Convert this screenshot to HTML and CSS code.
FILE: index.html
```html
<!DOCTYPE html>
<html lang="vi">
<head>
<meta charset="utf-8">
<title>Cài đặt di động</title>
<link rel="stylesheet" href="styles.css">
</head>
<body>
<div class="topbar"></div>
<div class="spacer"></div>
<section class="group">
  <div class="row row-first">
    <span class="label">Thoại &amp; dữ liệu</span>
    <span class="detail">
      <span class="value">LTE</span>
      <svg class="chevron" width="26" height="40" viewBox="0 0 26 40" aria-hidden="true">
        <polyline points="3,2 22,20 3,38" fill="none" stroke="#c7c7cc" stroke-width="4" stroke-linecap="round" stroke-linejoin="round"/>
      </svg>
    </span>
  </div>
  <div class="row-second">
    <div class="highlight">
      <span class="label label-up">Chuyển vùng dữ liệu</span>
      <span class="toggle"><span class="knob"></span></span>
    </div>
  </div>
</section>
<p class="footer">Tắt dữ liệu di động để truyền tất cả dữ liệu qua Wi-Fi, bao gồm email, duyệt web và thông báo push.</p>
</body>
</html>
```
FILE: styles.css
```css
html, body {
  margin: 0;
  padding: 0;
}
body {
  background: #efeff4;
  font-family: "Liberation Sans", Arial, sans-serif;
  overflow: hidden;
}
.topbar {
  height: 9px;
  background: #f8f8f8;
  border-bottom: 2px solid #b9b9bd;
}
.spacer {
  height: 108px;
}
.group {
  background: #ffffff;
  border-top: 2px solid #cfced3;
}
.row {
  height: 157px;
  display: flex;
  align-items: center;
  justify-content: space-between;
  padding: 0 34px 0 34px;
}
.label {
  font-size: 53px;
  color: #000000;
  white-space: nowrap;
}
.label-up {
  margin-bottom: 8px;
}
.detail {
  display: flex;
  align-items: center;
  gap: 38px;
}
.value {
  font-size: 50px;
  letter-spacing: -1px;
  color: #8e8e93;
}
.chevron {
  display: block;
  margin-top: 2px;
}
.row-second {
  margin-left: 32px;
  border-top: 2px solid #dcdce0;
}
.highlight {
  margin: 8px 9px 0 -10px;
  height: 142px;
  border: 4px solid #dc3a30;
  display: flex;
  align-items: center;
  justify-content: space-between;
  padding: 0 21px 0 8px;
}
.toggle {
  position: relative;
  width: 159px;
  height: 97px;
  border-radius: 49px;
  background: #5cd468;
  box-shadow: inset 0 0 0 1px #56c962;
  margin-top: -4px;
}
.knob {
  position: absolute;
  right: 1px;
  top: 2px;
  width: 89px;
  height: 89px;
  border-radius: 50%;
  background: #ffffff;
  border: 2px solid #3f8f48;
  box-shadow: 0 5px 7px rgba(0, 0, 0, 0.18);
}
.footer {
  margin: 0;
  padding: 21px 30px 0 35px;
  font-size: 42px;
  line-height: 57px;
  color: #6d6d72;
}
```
-*-
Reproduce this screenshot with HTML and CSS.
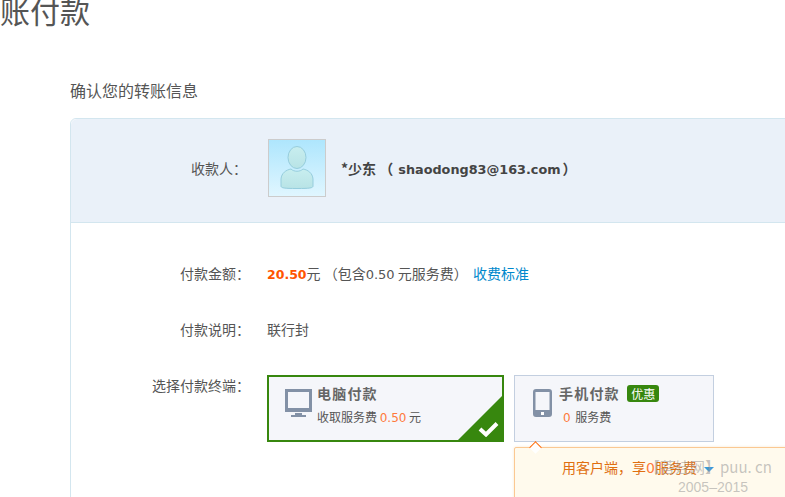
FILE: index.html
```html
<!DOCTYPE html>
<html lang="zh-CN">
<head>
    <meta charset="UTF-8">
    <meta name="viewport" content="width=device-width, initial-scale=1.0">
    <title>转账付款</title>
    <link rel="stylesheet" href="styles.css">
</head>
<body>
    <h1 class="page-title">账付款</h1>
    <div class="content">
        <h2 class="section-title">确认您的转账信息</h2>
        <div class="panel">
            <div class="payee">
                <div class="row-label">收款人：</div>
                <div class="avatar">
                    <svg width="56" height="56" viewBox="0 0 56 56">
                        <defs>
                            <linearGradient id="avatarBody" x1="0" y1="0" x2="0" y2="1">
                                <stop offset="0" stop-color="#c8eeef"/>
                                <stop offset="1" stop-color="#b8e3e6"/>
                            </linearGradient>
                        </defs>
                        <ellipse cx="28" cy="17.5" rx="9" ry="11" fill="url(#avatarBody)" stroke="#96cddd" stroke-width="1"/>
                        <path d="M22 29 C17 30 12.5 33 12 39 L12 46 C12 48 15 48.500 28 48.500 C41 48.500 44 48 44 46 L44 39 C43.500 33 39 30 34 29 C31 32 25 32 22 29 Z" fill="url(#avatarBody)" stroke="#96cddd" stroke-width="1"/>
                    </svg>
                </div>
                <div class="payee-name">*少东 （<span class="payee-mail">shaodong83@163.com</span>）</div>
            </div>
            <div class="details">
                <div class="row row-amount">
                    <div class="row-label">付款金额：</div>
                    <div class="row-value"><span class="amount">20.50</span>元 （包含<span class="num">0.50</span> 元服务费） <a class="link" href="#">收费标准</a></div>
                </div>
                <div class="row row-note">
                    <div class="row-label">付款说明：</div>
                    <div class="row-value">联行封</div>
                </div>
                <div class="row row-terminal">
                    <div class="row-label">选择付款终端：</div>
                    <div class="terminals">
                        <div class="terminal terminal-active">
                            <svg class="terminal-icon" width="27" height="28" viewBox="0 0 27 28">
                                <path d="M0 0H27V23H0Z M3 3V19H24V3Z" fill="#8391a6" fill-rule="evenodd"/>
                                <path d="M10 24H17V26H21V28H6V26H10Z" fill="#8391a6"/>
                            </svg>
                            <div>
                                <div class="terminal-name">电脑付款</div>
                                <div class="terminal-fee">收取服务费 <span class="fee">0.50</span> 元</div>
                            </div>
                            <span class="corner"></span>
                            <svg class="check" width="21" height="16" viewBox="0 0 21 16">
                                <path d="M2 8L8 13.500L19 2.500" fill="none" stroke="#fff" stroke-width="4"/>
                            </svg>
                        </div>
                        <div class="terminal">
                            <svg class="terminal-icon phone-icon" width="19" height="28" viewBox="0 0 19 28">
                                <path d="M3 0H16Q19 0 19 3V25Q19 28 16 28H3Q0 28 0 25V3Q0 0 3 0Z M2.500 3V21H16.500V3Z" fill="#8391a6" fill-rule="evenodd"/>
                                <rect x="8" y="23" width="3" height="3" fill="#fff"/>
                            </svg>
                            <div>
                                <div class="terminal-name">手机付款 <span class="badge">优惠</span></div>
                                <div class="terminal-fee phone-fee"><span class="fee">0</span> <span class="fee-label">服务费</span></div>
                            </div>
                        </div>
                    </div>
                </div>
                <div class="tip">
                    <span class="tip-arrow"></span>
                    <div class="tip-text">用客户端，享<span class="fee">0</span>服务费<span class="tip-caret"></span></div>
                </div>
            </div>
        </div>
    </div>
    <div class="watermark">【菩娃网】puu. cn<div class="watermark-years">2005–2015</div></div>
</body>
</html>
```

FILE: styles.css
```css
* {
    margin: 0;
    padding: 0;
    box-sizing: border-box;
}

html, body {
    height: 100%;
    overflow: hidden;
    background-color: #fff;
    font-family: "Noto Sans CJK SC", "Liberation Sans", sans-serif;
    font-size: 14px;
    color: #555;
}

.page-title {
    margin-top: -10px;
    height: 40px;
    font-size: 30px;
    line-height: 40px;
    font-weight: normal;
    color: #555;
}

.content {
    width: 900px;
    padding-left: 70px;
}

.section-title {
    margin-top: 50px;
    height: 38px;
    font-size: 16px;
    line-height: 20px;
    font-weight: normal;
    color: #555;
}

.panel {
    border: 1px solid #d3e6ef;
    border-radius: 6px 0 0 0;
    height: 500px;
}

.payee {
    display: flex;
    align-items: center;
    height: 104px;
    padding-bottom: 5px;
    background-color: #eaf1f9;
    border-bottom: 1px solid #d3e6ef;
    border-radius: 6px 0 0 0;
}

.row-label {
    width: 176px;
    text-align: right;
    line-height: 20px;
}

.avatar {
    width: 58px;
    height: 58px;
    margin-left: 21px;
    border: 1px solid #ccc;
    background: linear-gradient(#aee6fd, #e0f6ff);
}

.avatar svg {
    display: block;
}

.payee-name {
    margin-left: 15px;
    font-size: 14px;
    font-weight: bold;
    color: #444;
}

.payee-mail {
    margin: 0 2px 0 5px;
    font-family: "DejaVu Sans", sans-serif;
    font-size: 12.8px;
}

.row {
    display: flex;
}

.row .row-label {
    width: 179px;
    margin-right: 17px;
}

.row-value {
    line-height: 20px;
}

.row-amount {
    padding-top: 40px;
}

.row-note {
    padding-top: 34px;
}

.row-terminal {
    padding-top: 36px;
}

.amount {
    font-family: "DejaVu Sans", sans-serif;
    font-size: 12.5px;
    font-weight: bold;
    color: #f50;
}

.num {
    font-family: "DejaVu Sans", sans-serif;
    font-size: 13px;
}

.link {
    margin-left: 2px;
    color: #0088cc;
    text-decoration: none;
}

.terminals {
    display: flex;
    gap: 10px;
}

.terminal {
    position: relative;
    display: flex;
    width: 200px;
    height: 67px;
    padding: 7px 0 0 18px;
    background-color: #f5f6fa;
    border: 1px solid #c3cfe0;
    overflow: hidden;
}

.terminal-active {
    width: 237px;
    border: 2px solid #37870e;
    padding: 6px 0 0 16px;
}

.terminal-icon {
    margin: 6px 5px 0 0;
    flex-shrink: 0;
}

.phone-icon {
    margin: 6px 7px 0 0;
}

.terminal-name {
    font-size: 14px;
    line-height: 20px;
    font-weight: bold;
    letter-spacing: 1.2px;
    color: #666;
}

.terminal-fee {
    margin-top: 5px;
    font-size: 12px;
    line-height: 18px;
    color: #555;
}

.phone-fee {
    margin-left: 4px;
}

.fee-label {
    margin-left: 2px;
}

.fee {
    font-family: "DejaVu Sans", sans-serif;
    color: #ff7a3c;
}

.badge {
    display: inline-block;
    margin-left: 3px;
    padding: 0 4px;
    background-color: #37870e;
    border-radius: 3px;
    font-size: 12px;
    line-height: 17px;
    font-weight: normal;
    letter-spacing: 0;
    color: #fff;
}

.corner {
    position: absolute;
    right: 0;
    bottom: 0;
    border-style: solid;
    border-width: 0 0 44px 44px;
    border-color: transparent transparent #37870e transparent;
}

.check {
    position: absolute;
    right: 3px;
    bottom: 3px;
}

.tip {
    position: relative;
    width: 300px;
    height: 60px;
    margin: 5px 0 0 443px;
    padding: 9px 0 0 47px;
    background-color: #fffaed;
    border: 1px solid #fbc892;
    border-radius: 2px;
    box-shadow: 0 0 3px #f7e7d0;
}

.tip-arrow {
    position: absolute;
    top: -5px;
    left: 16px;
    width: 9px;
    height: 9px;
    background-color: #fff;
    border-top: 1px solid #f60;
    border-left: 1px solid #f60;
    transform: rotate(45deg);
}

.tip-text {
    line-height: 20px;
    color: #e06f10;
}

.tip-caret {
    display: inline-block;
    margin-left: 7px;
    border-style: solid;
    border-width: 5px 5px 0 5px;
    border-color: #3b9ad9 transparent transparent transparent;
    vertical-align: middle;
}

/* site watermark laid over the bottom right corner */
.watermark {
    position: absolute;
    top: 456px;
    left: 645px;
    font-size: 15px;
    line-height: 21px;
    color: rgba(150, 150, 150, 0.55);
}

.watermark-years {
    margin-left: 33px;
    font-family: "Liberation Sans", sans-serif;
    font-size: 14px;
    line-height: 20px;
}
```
-*-
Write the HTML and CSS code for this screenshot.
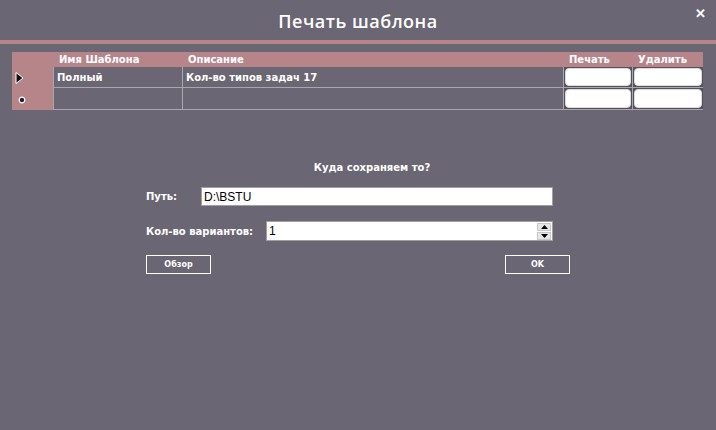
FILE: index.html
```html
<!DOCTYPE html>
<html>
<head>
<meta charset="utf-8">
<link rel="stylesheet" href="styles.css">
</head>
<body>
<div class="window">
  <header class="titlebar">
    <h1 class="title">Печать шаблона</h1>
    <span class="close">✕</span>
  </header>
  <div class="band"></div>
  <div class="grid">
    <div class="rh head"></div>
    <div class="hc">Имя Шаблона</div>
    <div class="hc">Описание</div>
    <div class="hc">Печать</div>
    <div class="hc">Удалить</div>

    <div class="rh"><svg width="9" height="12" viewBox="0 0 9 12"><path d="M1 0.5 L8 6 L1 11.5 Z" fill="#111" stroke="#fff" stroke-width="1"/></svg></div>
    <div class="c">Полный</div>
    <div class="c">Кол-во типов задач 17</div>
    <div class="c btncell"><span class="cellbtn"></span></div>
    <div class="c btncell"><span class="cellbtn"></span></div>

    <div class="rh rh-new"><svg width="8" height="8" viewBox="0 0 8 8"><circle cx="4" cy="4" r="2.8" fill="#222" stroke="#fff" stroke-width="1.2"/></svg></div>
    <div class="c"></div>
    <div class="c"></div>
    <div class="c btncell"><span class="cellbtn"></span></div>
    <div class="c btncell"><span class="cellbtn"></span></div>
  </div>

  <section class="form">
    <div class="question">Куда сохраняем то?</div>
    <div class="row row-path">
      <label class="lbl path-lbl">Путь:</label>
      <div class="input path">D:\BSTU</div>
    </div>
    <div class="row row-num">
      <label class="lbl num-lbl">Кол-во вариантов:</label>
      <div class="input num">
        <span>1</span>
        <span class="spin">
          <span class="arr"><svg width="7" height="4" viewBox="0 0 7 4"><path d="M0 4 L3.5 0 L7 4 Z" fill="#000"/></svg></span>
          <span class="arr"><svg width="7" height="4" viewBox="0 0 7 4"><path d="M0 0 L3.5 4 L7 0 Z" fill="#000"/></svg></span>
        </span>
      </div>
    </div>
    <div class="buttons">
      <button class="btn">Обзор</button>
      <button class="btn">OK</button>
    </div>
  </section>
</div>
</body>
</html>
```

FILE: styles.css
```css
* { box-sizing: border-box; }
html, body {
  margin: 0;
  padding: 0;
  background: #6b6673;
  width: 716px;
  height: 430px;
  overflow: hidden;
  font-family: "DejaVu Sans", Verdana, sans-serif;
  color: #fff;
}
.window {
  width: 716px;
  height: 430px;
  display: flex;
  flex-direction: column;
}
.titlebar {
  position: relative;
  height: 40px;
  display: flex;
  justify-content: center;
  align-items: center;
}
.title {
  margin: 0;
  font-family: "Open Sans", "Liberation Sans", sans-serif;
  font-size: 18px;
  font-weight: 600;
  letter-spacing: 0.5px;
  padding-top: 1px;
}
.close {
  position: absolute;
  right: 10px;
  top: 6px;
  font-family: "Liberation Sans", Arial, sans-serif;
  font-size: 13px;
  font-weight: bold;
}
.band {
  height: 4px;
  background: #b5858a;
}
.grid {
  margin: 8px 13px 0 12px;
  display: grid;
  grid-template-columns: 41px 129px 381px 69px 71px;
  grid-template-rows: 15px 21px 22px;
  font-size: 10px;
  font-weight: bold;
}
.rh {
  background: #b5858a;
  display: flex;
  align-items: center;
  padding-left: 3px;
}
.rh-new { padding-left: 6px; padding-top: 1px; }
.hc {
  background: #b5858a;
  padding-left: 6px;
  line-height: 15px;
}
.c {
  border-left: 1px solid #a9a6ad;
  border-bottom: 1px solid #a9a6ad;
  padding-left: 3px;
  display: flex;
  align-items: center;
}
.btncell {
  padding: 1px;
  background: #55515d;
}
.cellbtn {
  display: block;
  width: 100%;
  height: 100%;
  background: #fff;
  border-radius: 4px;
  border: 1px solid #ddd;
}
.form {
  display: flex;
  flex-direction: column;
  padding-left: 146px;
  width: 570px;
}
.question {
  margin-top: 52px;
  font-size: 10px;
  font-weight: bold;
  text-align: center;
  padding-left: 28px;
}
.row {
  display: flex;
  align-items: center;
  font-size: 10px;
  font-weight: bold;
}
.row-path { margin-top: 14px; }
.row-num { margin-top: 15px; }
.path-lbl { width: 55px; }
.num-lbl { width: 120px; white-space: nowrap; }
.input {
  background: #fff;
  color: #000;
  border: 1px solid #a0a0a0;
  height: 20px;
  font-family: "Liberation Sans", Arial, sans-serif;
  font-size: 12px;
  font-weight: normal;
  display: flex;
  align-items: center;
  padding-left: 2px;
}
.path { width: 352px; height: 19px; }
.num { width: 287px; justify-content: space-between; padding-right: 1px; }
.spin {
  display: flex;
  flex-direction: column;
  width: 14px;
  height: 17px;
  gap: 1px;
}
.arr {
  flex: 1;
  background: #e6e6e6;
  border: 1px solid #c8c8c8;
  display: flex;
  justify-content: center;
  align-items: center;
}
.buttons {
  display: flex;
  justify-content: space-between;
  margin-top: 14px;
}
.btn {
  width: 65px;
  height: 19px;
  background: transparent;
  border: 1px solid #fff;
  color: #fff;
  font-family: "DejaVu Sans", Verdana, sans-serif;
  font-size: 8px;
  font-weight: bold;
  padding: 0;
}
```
-*-
Stated task: Return each line of the listing that holds the string "code".

Complete response:
Convert this screenshot to HTML and CSS code.
Write the HTML and CSS code for this screenshot.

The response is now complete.